== YOUR TASK ==
Write out all of the entries that follow, word for word, but skip the pictures.
************
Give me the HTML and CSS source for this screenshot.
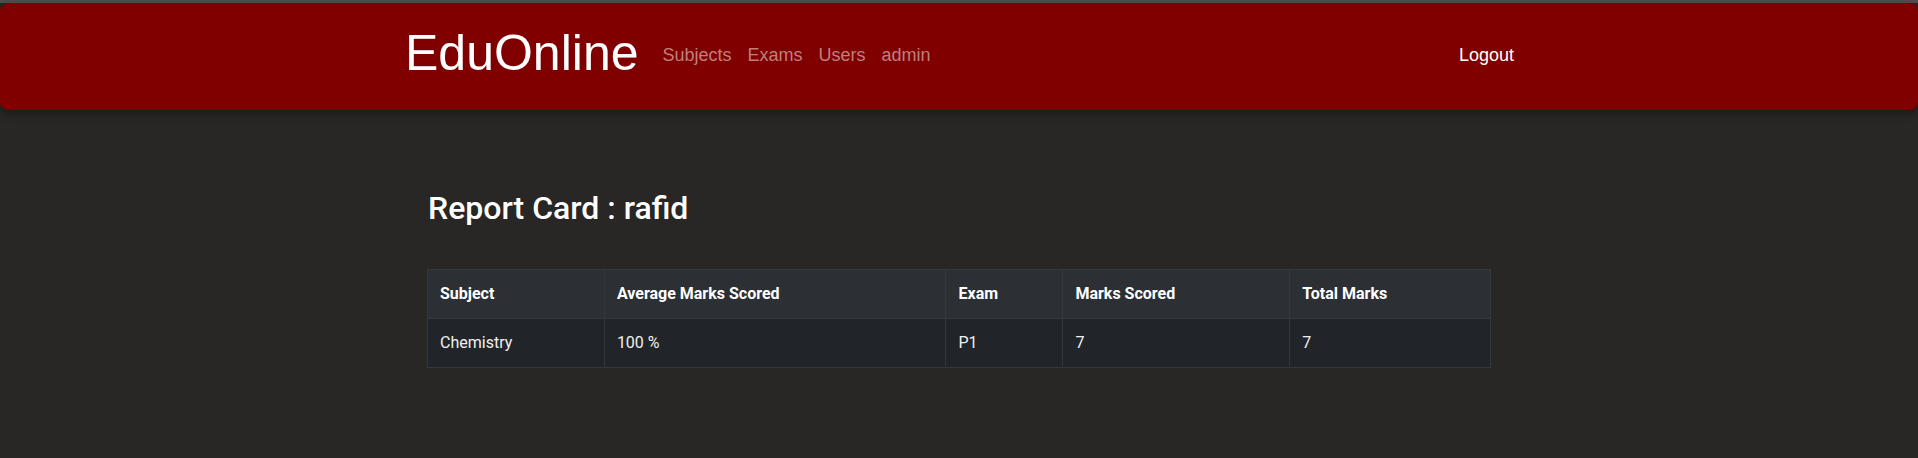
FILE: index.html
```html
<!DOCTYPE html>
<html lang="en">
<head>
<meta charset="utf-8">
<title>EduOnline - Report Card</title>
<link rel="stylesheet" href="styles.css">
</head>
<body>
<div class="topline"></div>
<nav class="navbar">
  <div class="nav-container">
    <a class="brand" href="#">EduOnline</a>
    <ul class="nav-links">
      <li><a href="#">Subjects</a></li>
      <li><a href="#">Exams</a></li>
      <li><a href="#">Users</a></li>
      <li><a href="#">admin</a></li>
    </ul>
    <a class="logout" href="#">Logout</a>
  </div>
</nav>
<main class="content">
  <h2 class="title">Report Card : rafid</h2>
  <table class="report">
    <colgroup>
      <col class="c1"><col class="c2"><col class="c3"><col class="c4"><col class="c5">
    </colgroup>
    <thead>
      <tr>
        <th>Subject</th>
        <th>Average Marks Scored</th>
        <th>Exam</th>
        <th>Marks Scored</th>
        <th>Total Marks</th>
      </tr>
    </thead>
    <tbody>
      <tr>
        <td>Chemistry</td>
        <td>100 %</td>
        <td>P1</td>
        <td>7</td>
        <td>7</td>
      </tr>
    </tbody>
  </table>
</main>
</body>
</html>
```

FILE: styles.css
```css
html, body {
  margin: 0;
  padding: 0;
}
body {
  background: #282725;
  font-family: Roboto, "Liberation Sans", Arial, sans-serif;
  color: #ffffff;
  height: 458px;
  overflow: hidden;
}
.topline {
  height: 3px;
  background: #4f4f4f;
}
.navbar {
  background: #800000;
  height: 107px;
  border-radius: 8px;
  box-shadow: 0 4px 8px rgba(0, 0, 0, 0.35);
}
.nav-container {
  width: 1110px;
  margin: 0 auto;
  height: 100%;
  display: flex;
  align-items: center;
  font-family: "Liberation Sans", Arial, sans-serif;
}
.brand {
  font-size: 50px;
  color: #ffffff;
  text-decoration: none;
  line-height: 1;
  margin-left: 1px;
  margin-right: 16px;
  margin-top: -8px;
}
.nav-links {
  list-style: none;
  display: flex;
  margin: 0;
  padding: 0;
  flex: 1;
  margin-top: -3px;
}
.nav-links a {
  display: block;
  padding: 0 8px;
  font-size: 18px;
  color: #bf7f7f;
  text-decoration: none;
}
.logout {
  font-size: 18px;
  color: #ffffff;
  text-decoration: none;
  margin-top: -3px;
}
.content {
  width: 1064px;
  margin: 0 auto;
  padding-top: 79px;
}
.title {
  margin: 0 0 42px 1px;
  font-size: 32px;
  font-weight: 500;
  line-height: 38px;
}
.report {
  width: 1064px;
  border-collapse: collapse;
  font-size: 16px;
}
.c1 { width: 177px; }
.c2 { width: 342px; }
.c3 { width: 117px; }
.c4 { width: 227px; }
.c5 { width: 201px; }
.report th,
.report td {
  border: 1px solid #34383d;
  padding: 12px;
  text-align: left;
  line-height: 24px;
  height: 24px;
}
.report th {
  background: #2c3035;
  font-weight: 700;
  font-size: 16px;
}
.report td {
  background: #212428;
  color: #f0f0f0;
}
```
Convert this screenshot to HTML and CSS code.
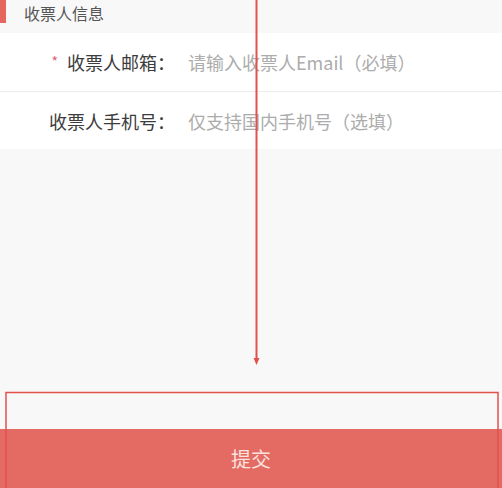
************
== RESPONSE TO THIS TASK ==
Give me the HTML and CSS source for this screenshot.
FILE: index.html
```html
<!DOCTYPE html>
<html lang="en">
<head>
<meta charset="utf-8">
<title>EduOnline - Report Card</title>
<link rel="stylesheet" href="styles.css">
</head>
<body>
<div class="topline"></div>
<nav class="navbar">
  <div class="nav-container">
    <a class="brand" href="#">EduOnline</a>
    <ul class="nav-links">
      <li><a href="#">Subjects</a></li>
      <li><a href="#">Exams</a></li>
      <li><a href="#">Users</a></li>
      <li><a href="#">admin</a></li>
    </ul>
    <a class="logout" href="#">Logout</a>
  </div>
</nav>
<main class="content">
  <h2 class="title">Report Card : rafid</h2>
  <table class="report">
    <colgroup>
      <col class="c1"><col class="c2"><col class="c3"><col class="c4"><col class="c5">
    </colgroup>
    <thead>
      <tr>
        <th>Subject</th>
        <th>Average Marks Scored</th>
        <th>Exam</th>
        <th>Marks Scored</th>
        <th>Total Marks</th>
      </tr>
    </thead>
    <tbody>
      <tr>
        <td>Chemistry</td>
        <td>100 %</td>
        <td>P1</td>
        <td>7</td>
        <td>7</td>
      </tr>
    </tbody>
  </table>
</main>
</body>
</html>
```

FILE: styles.css
```css
html, body {
  margin: 0;
  padding: 0;
}
body {
  background: #282725;
  font-family: Roboto, "Liberation Sans", Arial, sans-serif;
  color: #ffffff;
  height: 458px;
  overflow: hidden;
}
.topline {
  height: 3px;
  background: #4f4f4f;
}
.navbar {
  background: #800000;
  height: 107px;
  border-radius: 8px;
  box-shadow: 0 4px 8px rgba(0, 0, 0, 0.35);
}
.nav-container {
  width: 1110px;
  margin: 0 auto;
  height: 100%;
  display: flex;
  align-items: center;
  font-family: "Liberation Sans", Arial, sans-serif;
}
.brand {
  font-size: 50px;
  color: #ffffff;
  text-decoration: none;
  line-height: 1;
  margin-left: 1px;
  margin-right: 16px;
  margin-top: -8px;
}
.nav-links {
  list-style: none;
  display: flex;
  margin: 0;
  padding: 0;
  flex: 1;
  margin-top: -3px;
}
.nav-links a {
  display: block;
  padding: 0 8px;
  font-size: 18px;
  color: #bf7f7f;
  text-decoration: none;
}
.logout {
  font-size: 18px;
  color: #ffffff;
  text-decoration: none;
  margin-top: -3px;
}
.content {
  width: 1064px;
  margin: 0 auto;
  padding-top: 79px;
}
.title {
  margin: 0 0 42px 1px;
  font-size: 32px;
  font-weight: 500;
  line-height: 38px;
}
.report {
  width: 1064px;
  border-collapse: collapse;
  font-size: 16px;
}
.c1 { width: 177px; }
.c2 { width: 342px; }
.c3 { width: 117px; }
.c4 { width: 227px; }
.c5 { width: 201px; }
.report th,
.report td {
  border: 1px solid #34383d;
  padding: 12px;
  text-align: left;
  line-height: 24px;
  height: 24px;
}
.report th {
  background: #2c3035;
  font-weight: 700;
  font-size: 16px;
}
.report td {
  background: #212428;
  color: #f0f0f0;
}
```
Convert this screenshot to HTML and CSS code.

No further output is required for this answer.